Vous ne doutez pas que je ne vous eusse adressé un Exemplaire de mon ouvrage Le jour même qu'il a paru si j'avois sçu où vous prendre.
Mai Les uns vous disoient à Manheim, Les autres à Berne et je vous attendois aux Délices pour vous envoier ce maudit livre qui Excite contre moy La plus violente persécution. Vous sçaurez que Le livre est supprimé, que je suis dans une de mes terres à trente lieues de Paris, que dans ce moment cy il ne m'est pas possible de vous en envoier parcequ'on est trop animé Contre moy. J'ay fait Les rétractations qu'on a voulu mais cela n'a point paré L'orage qui gronde maintenant plus fort que jamais. Je suis dénoncé à La Sorbonne, peutêtre Le seraije à L'assemblée du clergé. Je ne sçait pas trop si ma personne est en sûreté et si je ne seray pas obligé de quitter la France.
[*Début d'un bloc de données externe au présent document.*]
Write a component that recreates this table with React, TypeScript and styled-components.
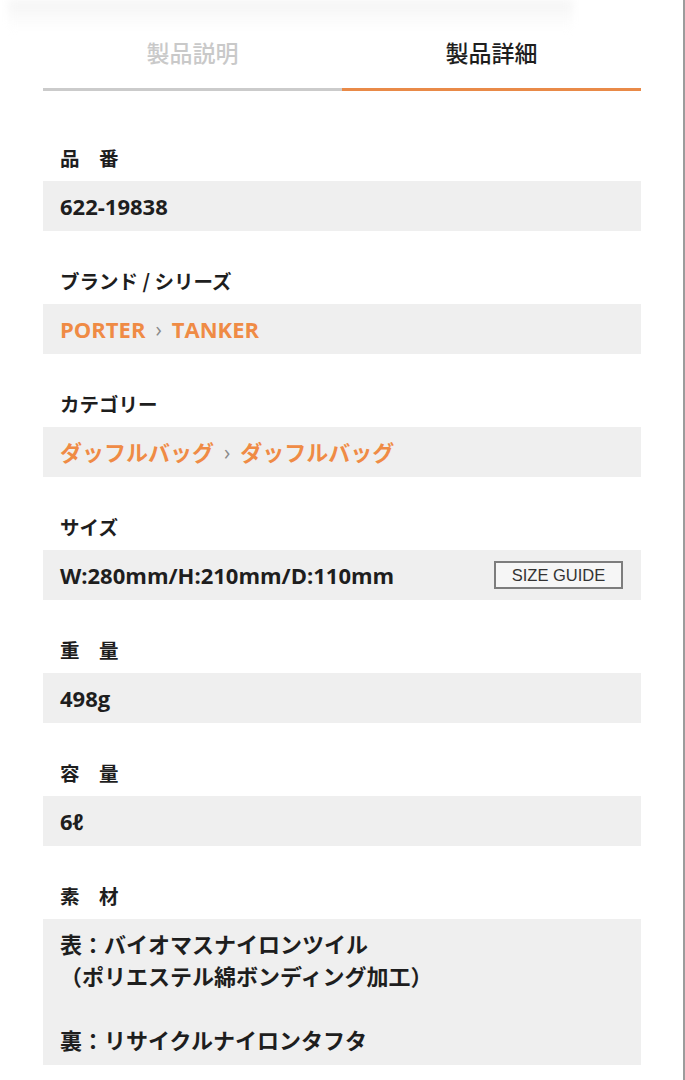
import React from "react";
import styled, { createGlobalStyle } from "styled-components";

const GlobalStyle = createGlobalStyle`
  html, body { margin: 0; padding: 0; background: #ffffff; }
  body { font-family: "Open Sans", "Noto Sans CJK JP", sans-serif; color: #222; }
`;

const Page = styled.div`
  width: 685px;
  min-height: 1080px;
  box-sizing: border-box;
  border-right: 2px solid #9c9c9c;
  background: #fff;
  overflow: hidden;
`;

const TopShade = styled.div`
  height: 30px;
  margin: 0 110px 0 8px;
  background: linear-gradient(#f4f4f4, #fbfbfb 60%, #ffffff);
  filter: blur(4px);
`;

const Content = styled.div`
  padding: 0 42px 0 43px;
  display: flex;
  flex-direction: column;
`;

const Tabs = styled.div`
  display: grid;
  grid-template-columns: 1fr 1fr;
`;

const Tab = styled.div<{ $active?: boolean }>`
  height: 61px;
  box-sizing: border-box;
  padding-bottom: 14px;
  display: flex;
  align-items: center;
  justify-content: center;
  font-family: "Noto Sans CJK JP", sans-serif;
  font-size: 23px;
  font-weight: 500;
  color: ${(p) => (p.$active ? "#1e1e1e" : "#c9c9c9")};
  border-bottom: 3px solid ${(p) => (p.$active ? "#e98a48" : "#cbcbcb")};
`;

const List = styled.div`
  display: flex;
  flex-direction: column;
  gap: 36px;
  margin-top: 53px;
`;

const Section = styled.section`
  display: flex;
  flex-direction: column;
  gap: 9px;
`;

const Label = styled.div`
  padding-left: 17px;
  font-family: "Noto Sans CJK JP", sans-serif;
  font-size: 19.5px;
  font-weight: 700;
  line-height: 28px;
  color: #1e1e1e;
  white-space: pre;
`;

const ValueBox = styled.div`
  background: #efefef;
  padding: 9px 17px;
  display: flex;
  align-items: center;
  justify-content: space-between;
  min-height: 32px;
`;

const Value = styled.div`
  font-family: "Open Sans", "Noto Sans CJK JP", sans-serif;
  font-size: 22px;
  font-weight: 700;
  line-height: 32px;
  color: #1e1e1e;
  white-space: pre-line;
`;

const Crumbs = styled.div`
  display: flex;
  align-items: center;
  gap: 10px;
  font-family: "Open Sans", "Noto Sans CJK JP", sans-serif;
  font-size: 22px;
  font-weight: 700;
  line-height: 32px;
`;

const CrumbLink = styled.span`
  color: #ef8b45;
`;

const Sep = styled.span`
  color: #8a8a8a;
  font-weight: 400;
  font-size: 21px;
`;

const SizeGuide = styled.button`
  width: 129px;
  height: 28px;
  margin-right: 1px;
  border: 2px solid #7d7d7d;
  background: #f6f6f6;
  font-family: "Liberation Sans", Arial, sans-serif;
  font-size: 16.5px;
  color: #333;
  padding: 0;
  cursor: pointer;
`;

const Crumb = ({ items }: { items: string[] }) => (
  <Crumbs>
    {items.map((t, i) => (
      <React.Fragment key={i}>
        {i > 0 && <Sep>›</Sep>}
        <CrumbLink>{t}</CrumbLink>
      </React.Fragment>
    ))}
  </Crumbs>
);

export default function App() {
  return (
    <Page>
      <GlobalStyle />
      <TopShade />
      <Content>
        <Tabs>
          <Tab>製品説明</Tab>
          <Tab $active>製品詳細</Tab>
        </Tabs>
        <List>
          <Section>
            <Label>品　番</Label>
            <ValueBox>
              <Value>622-19838</Value>
            </ValueBox>
          </Section>
          <Section>
            <Label>ブランド / シリーズ</Label>
            <ValueBox>
              <Crumb items={["PORTER", "TANKER"]} />
            </ValueBox>
          </Section>
          <Section>
            <Label>カテゴリー</Label>
            <ValueBox>
              <Crumb items={["ダッフルバッグ", "ダッフルバッグ"]} />
            </ValueBox>
          </Section>
          <Section>
            <Label>サイズ</Label>
            <ValueBox>
              <Value>W:280mm/H:210mm/D:110mm</Value>
              <SizeGuide>SIZE GUIDE</SizeGuide>
            </ValueBox>
          </Section>
          <Section>
            <Label>重　量</Label>
            <ValueBox>
              <Value>498g</Value>
            </ValueBox>
          </Section>
          <Section>
            <Label>容　量</Label>
            <ValueBox>
              <Value>6ℓ</Value>
            </ValueBox>
          </Section>
          <Section>
            <Label>素　材</Label>
            <ValueBox>
              <Value>{"表：バイオマスナイロンツイル\n（ポリエステル綿ボンディング加工）\n\u00a0\n裏：リサイクルナイロンタフタ"}</Value>
            </ValueBox>
          </Section>
        </List>
      </Content>
    </Page>
  );
}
Lisez moy donc, rapellez vous donc en me lisant ces mots d'Horace, Res est sacra mizer. Je souhaiterois que mon livre vous parût digne de quelque estime mais quel ouvrage peut mériter de trouver grâce devant vous? L'élévation qui vous sépare de tous Les autres écrivains ne doit vous laisser appercevoir aucune différence entre eux. Dès que je le pourroy je vous envoirray donc mon ouvrage comme un homage que tout auteur doit à son maître en vous conseillant cependant de relire plutost La moindre de vos brochures que mon inquarto.